Dans Les Gardiens du Louvre, le mangaka fait aussi appel au fantastique pour construire son histoire. A la manière de Quartier lointain (Casterman), il transporte son personnage dans le temps et dans l’espace à la rencontre de la mémoire de ce merveilleux endroit “situé à la frontière du rêve et de la réalité”, mais surtout pour rappeler au lecteur l’importance de savourer les choses.
On retrouve donc dans ce bel ouvrage l’une des obsessions du dessinateur qui, depuis L’homme qui marche (Casterman), encourage ses contemporains à prendre le temps et à ne pas se comporter en consommateurs compulsifs. Lorsque le héros de l’histoire se retrouve nez à nez avec le premier des gardiens après son malaise qui le télétransporte dans une autre dimension, le héros demande à voir La Joconde. Surpris de découvrir le tableau de Léonard de Vinci dans une salle vidée de la foule habituelle, son accompagnatrice de l’autre dimension, le ramène soudain à la réalité pour l’amener à réaliser que “tout ça n’est guère propice à la contemplation picturale”.

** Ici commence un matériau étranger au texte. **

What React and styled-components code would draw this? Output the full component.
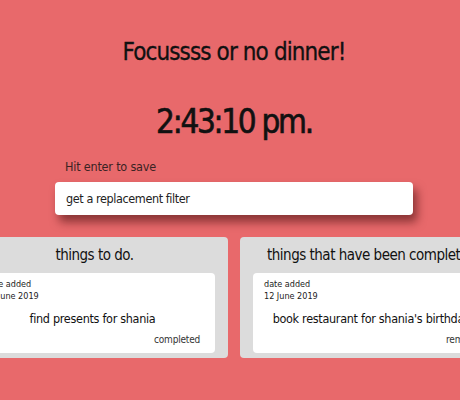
import React from 'react'
import styled, { createGlobalStyle } from 'styled-components'

const GlobalStyle = createGlobalStyle`
    html, body {
        margin: 0;
        padding: 0;
        background: #e8696b;
        overflow: hidden;
    }
    body {
        font-family: "DejaVu Sans Condensed", "DejaVu Sans", sans-serif;
        color: #111;
    }
`

const todos = [{ date: '12 June 2019', text: 'find presents for shania', action: 'completed' }]
const done = [{ date: '12 June 2019', text: "book restaurant for shania's birthday", action: 'remove' }]

const App = () => {
    return (
        <>
            <GlobalStyle />
            <Page>
                <Title>Focussss or no dinner!</Title>
                <Clock>2:43:10 pm.</Clock>
                <Form>
                    <Label>Hit enter to save</Label>
                    <Input defaultValue="get a replacement filter" />
                </Form>
                <Lists>
                    <Panel>
                        <PanelTitle>things to do.</PanelTitle>
                        {todos.map((t, i) => (
                            <Card key={i}>
                                <Meta>date added</Meta>
                                <Meta>{t.date}</Meta>
                                <CardText>{t.text}</CardText>
                                <Action>{t.action}</Action>
                            </Card>
                        ))}
                    </Panel>
                    <Panel>
                        <PanelTitle>things that have been completed.</PanelTitle>
                        {done.map((t, i) => (
                            <Card key={i}>
                                <Meta>date added</Meta>
                                <Meta>{t.date}</Meta>
                                <CardText>{t.text}</CardText>
                                <Action>{t.action}</Action>
                            </Card>
                        ))}
                    </Panel>
                </Lists>
            </Page>
        </>
    )
}

export default App

const Page = styled.div`
    width: 452px;
    padding-left: 8px;
    height: 400px;
    display: flex;
    flex-direction: column;
    align-items: center;
`
const Title = styled.h1`
    font-weight: 400;
    font-size: 24px;
    letter-spacing: -0.9px;
    -webkit-text-stroke: 0.3px #111;
    margin: 38px 0 0;
    line-height: 28px;
`
const Clock = styled.h2`
    font-weight: 400;
    font-size: 33px;
    letter-spacing: -2.3px;
    -webkit-text-stroke: 0.6px #111;
    margin: 36px 0 0;
    line-height: 40px;
`
const Form = styled.div`
    width: 358px;
    margin-top: 16px;
    display: flex;
    flex-direction: column;
`
const Label = styled.label`
    font-size: 12.5px;
    letter-spacing: -0.2px;
    color: #3a2323;
    padding-left: 10px;
    line-height: 18px;
`
const Input = styled.input`
    margin-top: 6px;
    height: 33px;
    box-sizing: border-box;
    border: none;
    border-radius: 4px;
    background: #fff;
    padding: 0 11px;
    font-family: inherit;
    font-size: 12.5px;
    letter-spacing: -0.4px;
    color: #222;
    box-shadow: 4px 7px 10px rgba(60, 10, 10, 0.55);
    outline: none;
`
const Lists = styled.div`
    width: 100%;
    margin-top: 22px;
    display: flex;
    justify-content: center;
    gap: 12px;
`
const Panel = styled.div`
    flex: 0 0 267px;
    box-sizing: border-box;
    background: #dcdcdc;
    border-radius: 4px;
    padding: 0 13px 5px 13px;
`
const PanelTitle = styled.div`
    text-align: center;
    font-size: 15px;
    letter-spacing: -0.5px;
    line-height: 36px;
    white-space: nowrap;
`
const Card = styled.div`
    background: #fff;
    border-radius: 4px;
    padding: 5px 15px 6px 11px;
`
const Meta = styled.div`
    font-size: 9px;
    line-height: 12px;
    color: #222;
`
const CardText = styled.div`
    text-align: center;
    font-size: 12.5px;
    letter-spacing: -0.3px;
    line-height: 18px;
    margin-top: 8px;
    white-space: nowrap;
`
const Action = styled.div`
    text-align: right;
    font-size: 10px;
    letter-spacing: -0.2px;
    color: #333;
    line-height: 14px;
    margin-top: 5px;
`
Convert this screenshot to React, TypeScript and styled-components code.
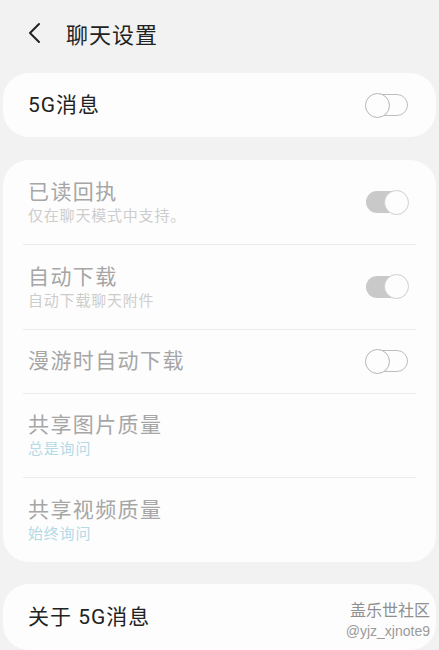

Le grand mot est lâché : contemplation. “Il faut saisir dans la nature un ordre de beauté qui la dépasse”, assure un autre de ces gardiens. Tout est là dans ces quelques phrases et dans la construction graphique du récit qui accorde beaucoup d’importance aux sensations visuelles. A la lecture des Gardiens du Louvre, on peut saisir le plaisir qu’a pu ressentir Taniguchi en la réalisant et peut-être sa frustration quand elle a été publiée initialement en noir & blanc. Car le travail de la couleur dans ce manga en particulier lui donne une dimension supplémentaire et le sublime. On peut se demander si l’auteur de Terre de rêves (Casterman) est tenté par une nouvelle carrière de peintre. Que nenni, Taniguchi rappelle : “sans le dessin, la peinture ne saurait exister”. En ce sens, Les Gardiens du Louvre peuvent être considérés comme une œuvre introspective de Taniguchi qui souhaite bien sûr rendre hommage à l’art et à cette institution qu’est le Louvre, mais qui s’interroge aussi indirectement sur sa qualité de mangaka. Il le fait de bien belle manière avec cette force tranquille qui caractérise une très grande partie de son œuvre. Il ne vous reste plus qu’à en profiter.